Жена от него ушла. Она возникла в его жизни вдруг, ниоткуда, восторженная, с сияющими глазами, с неизменным согласием со всем, что бы он ни сказал. Потом так же вдруг ушла, забрав детей. Правда, второе «вдруг», поставленное здесь для рамочной симметрии, не совсем уместно. Все-таки вначале возник весьма неприятный симптом — на любую его реплику она стала отвечать «нет». Он видел, что семья разваливается, но ничего поделать не мог — жена его не видела и не слышала, просто отстраненно терпела, очевидно, ждала чего-то; потом это что-то случилось — и она ушла. Холодно, без объяснений. Выбросила из своей жизни, как старый стул. Он уже знал, что так и будет, потому принял удар тупо. Боли не было. Была пустота. Вернее, был шрам, тонкая пленка соединительной ткани, затянувшая живую рану. Рана жила своей жизнью; никогда не болела; лишь иногда отзывалась на внешний импульс всплывающими из глубины ударами сердечного пульса. С годами удары становились все слабее. Как хороший специалист, Н понимал смысл этого процесса: пустота, как раковая опухоль, разрасталась в его душе, а значит — неудержимо убывала его жизнь.
Зачем живет — он не знал. Если честно сказать — никогда не задумывался об этом. Правда, в молодости за ним водился грешок — пытался понять смысл жизни; к счастью, эта болезнь прошла быстро и бесследно. Он рано понял, что он — всего лишь капля в безбрежном океане; капля, которой не суждено постичь океан. Позже стало ясно, что и соседние капли, которые сосуществуют рядом, напирают на него, оттесняя от света и энергии, для него так же непостижимы, как Господь и вселенная. И тогда он понял, что стареет.
Свою работу он любил. Не больных, а работу с ними. Это была игра. Правила ее складывались много лет. Выполнение их помогало создать процесс постижения болезни. Он подступал к болезни, как охотник к зверю: мягко, без единого лишнего движения, с первого же взгляда определив, с чем имеет дело. Но это было только начало. Предстояло войти в доверие к болезни, потом ее разговорить, наконец — приручить. Ассистенты обожали эти импровизации шефа, снимали их кинокамерой, потом часами анализировали каждое слово, каждый взгляд, каждый жест; потом все эти кирпичики собирали под крышу простой и понятной формулы; потом — самые смелые — на своих больных — пытались заставить эту формулу работать. Ничего не получалось.

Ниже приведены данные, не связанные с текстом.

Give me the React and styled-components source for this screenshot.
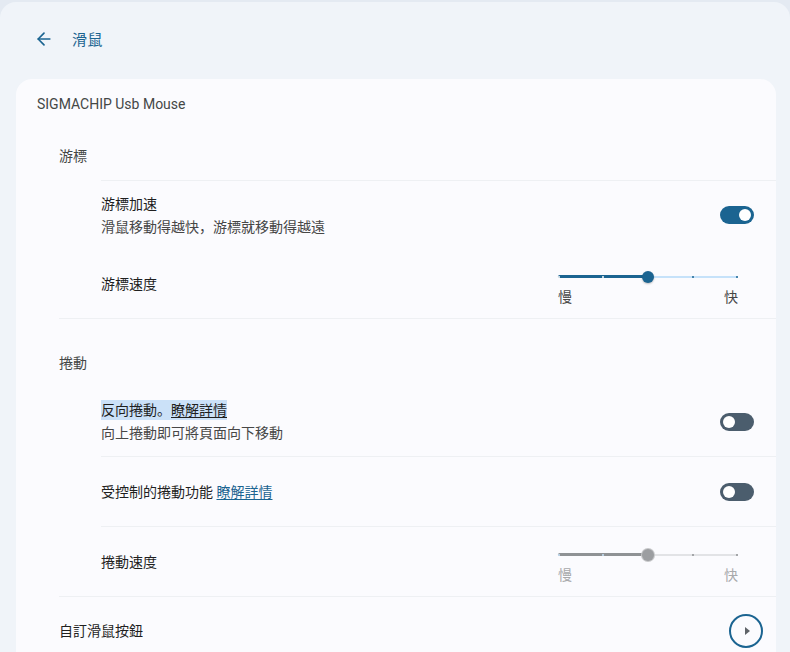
import React from 'react';
import styled, { createGlobalStyle } from 'styled-components';
import { ArrowLeft } from 'lucide-react';

const GlobalStyle = createGlobalStyle`
  html, body {
    margin: 0;
    padding: 0;
    background: #e4eaf2;
    font-family: Roboto, "Noto Sans CJK JP", sans-serif;
    color: #1f1f1f;
  }
  * { box-sizing: border-box; }
`

const Window = styled.div`
  margin-top: 2px;
  height: 650px;
  overflow: hidden;
  background: #f0f4f9;
  border-radius: 16px 16px 0 0;
`

const Header = styled.div`
  height: 77px;
  display: flex;
  align-items: center;
  padding: 0 0 4px 34px;
  color: #1b6491;
`

const Title = styled.h1`
  margin: 0 0 0 18px;
  font-size: 15px;
  font-weight: 400;
  color: #1b6491;
  letter-spacing: 0.5px;
`

const Card = styled.div`
  margin: 0 14px 0 16px;
  background: #fbfbfe;
  border-radius: 16px 16px 0 0;
  min-height: 580px;
`

const DeviceName = styled.div`
  padding: 15px 21px 13px;
  font-size: 14px;
  line-height: 20px;
  color: #444746;
`

const SectionTitle = styled.div`
  padding: ${p => p.$top}px 43px 14px;
  font-size: 14px;
  line-height: 20px;
  color: #444746;
`

const Divider = styled.div`
  height: 1px;
  background: #eef0f3;
  margin-left: ${p => p.$indent}px;
`

const Row = styled.div`
  display: flex;
  align-items: center;
  justify-content: space-between;
  height: ${p => p.$h || 68}px;
  padding-left: ${p => p.$indent || 85}px;
  padding-right: ${p => p.$right || 22}px;
`

const Texts = styled.div`
  display: flex;
  flex-direction: column;
  gap: 1px;
`

const Label = styled.div`
  font-size: 14px;
  line-height: 22px;
  color: #1f1f1f;
`

const Sub = styled.div`
  font-size: 14px;
  line-height: 22px;
  color: #474747;
`

const Selected = styled.span`
  background: #cbe1f8;
  padding: 2px 0;
`

const Link = styled.a`
  color: ${p => (p.$plain ? '#1f1f1f' : '#1b6491')};
  text-decoration: underline;
  text-underline-offset: 2px;
  cursor: pointer;
`

const Track = styled.div`
  position: relative;
  width: 34px;
  height: 18px;
  border-radius: 9px;
  background: ${p => (p.$on ? '#1b6491' : '#4b5d6d')};
`

const Knob = styled.div`
  position: absolute;
  top: 3px;
  left: ${p => (p.$on ? '19px' : '3px')};
  width: 12px;
  height: 12px;
  border-radius: 50%;
  background: #fff;
`

const Toggle = ({ on }) => (
  <Track $on={on}>
    <Knob $on={on} />
  </Track>
);

const SliderWrap = styled.div`
  width: 180px;
  margin-right: 16px;
  margin-top: 9px;
`

const SliderBar = styled.div`
  position: relative;
  height: 14px;
`

const Rail = styled.div`
  position: absolute;
  top: 6px;
  left: 0;
  right: 0;
  height: 2px;
  background: ${p => (p.$disabled ? '#e2e3e6' : '#c6e2fa')};
`

const Fill = styled.div`
  position: absolute;
  top: 5px;
  left: 0;
  width: 90px;
  height: 3px;
  border-radius: 2px;
  background: ${p => (p.$disabled ? '#8f9295' : '#1b6491')};
`

const Tick = styled.div`
  position: absolute;
  top: 6px;
  width: 2px;
  height: 2px;
  border-radius: 50%;
  background: ${p => p.$c};
`

const Thumb = styled.div`
  position: absolute;
  top: 1px;
  left: 84px;
  width: 12px;
  height: 12px;
  border-radius: 50%;
  background: ${p => (p.$disabled ? '#9c9ea1' : '#1b6491')};
  box-shadow: ${p => (p.$disabled ? '0 0 0 1px #c7c8ca' : '0 1px 2px rgba(0,0,0,0.25)')};
`

const Ends = styled.div`
  display: flex;
  justify-content: space-between;
  margin-top: 3px;
  font-size: 14px;
  line-height: 20px;
  color: ${p => (p.$disabled ? '#a8a9ab' : '#474747')};
`

const Slider = ({ disabled }) => {
  const onFill = disabled ? '#c6e2fa' : '#ffffff';
  const onRail = disabled ? '#8f9295' : '#1b6491';
  return (
    <SliderWrap>
      <SliderBar>
        <Rail $disabled={disabled} />
        <Fill $disabled={disabled} />
        <Tick $c={onFill} style={{ left: 0 }} />
        <Tick $c={onFill} style={{ left: 44 }} />
        <Tick $c={onRail} style={{ left: 134 }} />
        <Tick $c={onRail} style={{ left: 178 }} />
        <Thumb $disabled={disabled} />
      </SliderBar>
      <Ends $disabled={disabled}>
        <span>慢</span>
        <span>快</span>
      </Ends>
    </SliderWrap>
  );
};

const CircleButton = styled.div`
  width: 34px;
  height: 34px;
  border-radius: 50%;
  border: 2px solid #1b6491;
  display: flex;
  align-items: center;
  justify-content: center;
`

const Arrow = styled.div`
  width: 0;
  height: 0;
  margin-left: 2px;
  border-top: 4px solid transparent;
  border-bottom: 4px solid transparent;
  border-left: 5px solid #5f6368;
`

export default function App() {
  return (
    <>
      <GlobalStyle />
      <Window>
        <Header>
          <ArrowLeft size={20} strokeWidth={2} />
          <Title>滑鼠</Title>
        </Header>
        <Card>
          <DeviceName>SIGMACHIP Usb Mouse</DeviceName>

          <SectionTitle $top={19}>游標</SectionTitle>
          <Divider $indent={85} />
          <Row $h={68}>
            <Texts>
              <Label>游標加速</Label>
              <Sub>滑鼠移動得越快，游標就移動得越遠</Sub>
            </Texts>
            <Toggle on />
          </Row>
          <Row $h={69}>
            <Label>游標速度</Label>
            <Slider />
          </Row>
          <Divider $indent={43} />

          <SectionTitle $top={34}>捲動</SectionTitle>
          <Row $h={69}>
            <Texts>
              <Label>
                <Selected>
                  反向捲動。<Link $plain>瞭解詳情</Link>
                </Selected>
              </Label>
              <Sub>向上捲動即可將頁面向下移動</Sub>
            </Texts>
            <Toggle />
          </Row>
          <Divider $indent={85} />
          <Row $h={69}>
            <Label>
              受控制的捲動功能 <Link>瞭解詳情</Link>
            </Label>
            <Toggle />
          </Row>
          <Divider $indent={85} />
          <Row $h={69}>
            <Label>捲動速度</Label>
            <Slider disabled />
          </Row>
          <Divider $indent={43} />
          <Row $h={68} $indent={43} $right={13}>
            <Label>自訂滑鼠按鈕</Label>
            <CircleButton>
              <Arrow />
            </CircleButton>
          </Row>
        </Card>
      </Window>
    </>
  );
}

— Так вы никогда не доберетесь до истины, — сказал однажды Н. — Снимайте двумя камерами: одной — больного, другой — себя. Синхронно. Потом пропустите — тоже синхронно — на двух мониторах. Сразу все поймете.
Они точно выполнили его указания, но понять причину очередного провала не смогли.
— Беда в том, — ворчал Н, усаживаясь перед мониторами, — что вы меня не слышите. Слышите вы только себя.
Спорить с ним было бессмысленно, во-первых, потому, что в клинике правило внутреннего распорядка № 1 было простым: шеф прав всегда; а во-вторых — так оно и было на самом деле; никто из сотрудников не мог бы припомнить случая, когда бы шеф ошибся в диагнозе или был несправедлив. Его было так много, что даже к своим завистникам он был добр.
Уже через минуту он остановил просмотр.
— Поставьте еще один монитор и запустите любую запись, где вы снимали меня. — Он ждал, поджав губы, но после первых же кадров счастливо заулыбался. — Вот оно! Вот! Глядите! — ну, право, как ребенок… Он обернулся к ассистенту, чей неудачный опыт собирался анализировать. — Вот где главное. Вот где ключ.
На экране большой сильный человек с радостным ожиданием во взгляде приближался к своему юному пациенту; вот так малыш приближается к привлекательной, пока не познанной им игрушке. Даже его походка стала необычной — вроде бы неуверенной и немного косолапой. И ребенок воспринял знаки его тела, и поверил им, и потянулся навстречу — радостный и доверчивый.